Lo sciopero generale ritorna a essere un mezzo di lotta sindacale e politica che accomuna le proteste di milioni di persone in molti paesi del mondo. E’ ritornato in America Latina (dove in realtà non ha mai smesso di essere presente), negli Stati Uniti (con lo sciopero del 2 novembre scorso a Oakland, dopo ben 65 anni), nel Nord Africa e, naturalmente, in Europa (Grecia, Italia, Spagna e Portogallo).

Il dibattito in seno ai movimenti rivoluzionari (anarchici, comunisti e socialisti) sull’importanza di questo potente mezzo di lotta è stato ampio e di particolare rilevanza negli ultimi decenni del XIX secolo e agli inizi del ventesimo.
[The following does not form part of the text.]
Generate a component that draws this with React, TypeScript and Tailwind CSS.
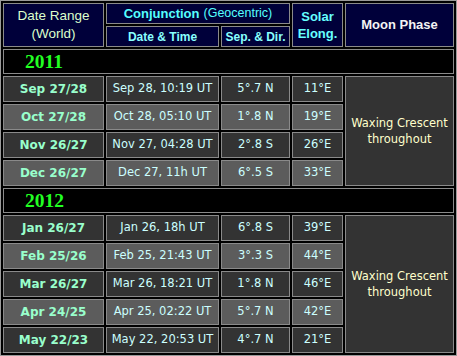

Le riflessioni di Rosa Luxemburg sono quelle che hanno maggiormente segnato tale dibattito.

Storicamente, in diverse parti del mondo, lo sciopero generale è sempre stato uno strumento di resistenza contro il peggioramento delle condizioni lavorative e salariali e anche contro l’ingiusta cancellazione o limitazione di diritti sociali e civili delle classi subalterne. Ma allo stesso tempo ha avuto anche un carattere offensivo dal punto di vista politico. Parliamo, ovviamente, di scioperi generali che, all’epoca, coinvolgevano la maggior parte dei lavoratori (e anche di altre parti sociali, comunque minacciate dalle condizioni sociali ed economiche) e che si attuavano senza preavviso e duravano, talvolta, giorni o settimane.

All’inizio del XXI secolo il mondo intero è attraversato da una crisi economica che non ha precedenti nella storia. In molti paesi – in particolare nei cosiddetti Piigs (Portogallo, Irlanda, Italia, Grecia e Spagna) – vengono adottate dai rispettivi governi misure economiche che attaccano frontalmente gli strati più poveri della società, i lavoratori in primis. Alcuni sindacati e partiti di questi paesi hanno immediatamente indetto scioperi generali, talvolta più di uno sciopero generale nell’arco di poco tempo. Così in Grecia. E così anche in Portogallo, dove oggi si è svolto il secondo sciopero generale per protestare contro i tagli imposti dalla Bce e dal Fmi, in cambio di 78 miliardi di euro. La scelta della data è simbolica, sia perché esattamente un anno fa, cioè il 24 novembre 2010, fu organizzato il primo sciopero generale contro la crisi, sia perché oggi, in Parlamento, inizia la votazione della legge di bilancio dello Stato.

Lo sciopero è stato indetto ed organizzato dai due maggiori sindacati portoghesi: Ctgp e Ugt. L’adesione dei lavoratori è stata molto alta, in particolare nel settore dei trasporti pubblici e della sanità. Almeno 121 i voli cancellati dalla compagnia di bandiera e moltissimi gli ospedali che hanno garantito soltanto gli interventi più urgenti. Gli organizzatori si dicono molto soddisfatti e dichiarano che questo di oggi sia stato il più grande sciopero degli ultimi trent’anni.

Resta tuttavia da capire quali saranno i risultati effettivi. Come l’evento potrà cambiare i rapporti di forza in campo e quanto riuscirà a dimostrarsi uno strumento di effettiva resistenza all’offensiva del capitale finanziario. Proprio oggi, del resto, la nota agenzia finanziaria, Fitch, ha nuovamente declassato i titoli di stato portoghesi, da BBB- a BB+. I titoli portoghesi, dunque, sono ora considerati mera spazzatura (junk bond li definisce il mercato). Notizia pessima per tutti i lavoratori portoghesi, perché significa che l’attuale governo in carica, guidato dal socialdemocratico (coalizione di centrodestra) Pedro Passos Coelho, spingerà ulteriormente per l’attuazione di misure economiche ancora più drastiche di quelle finora messe in atto.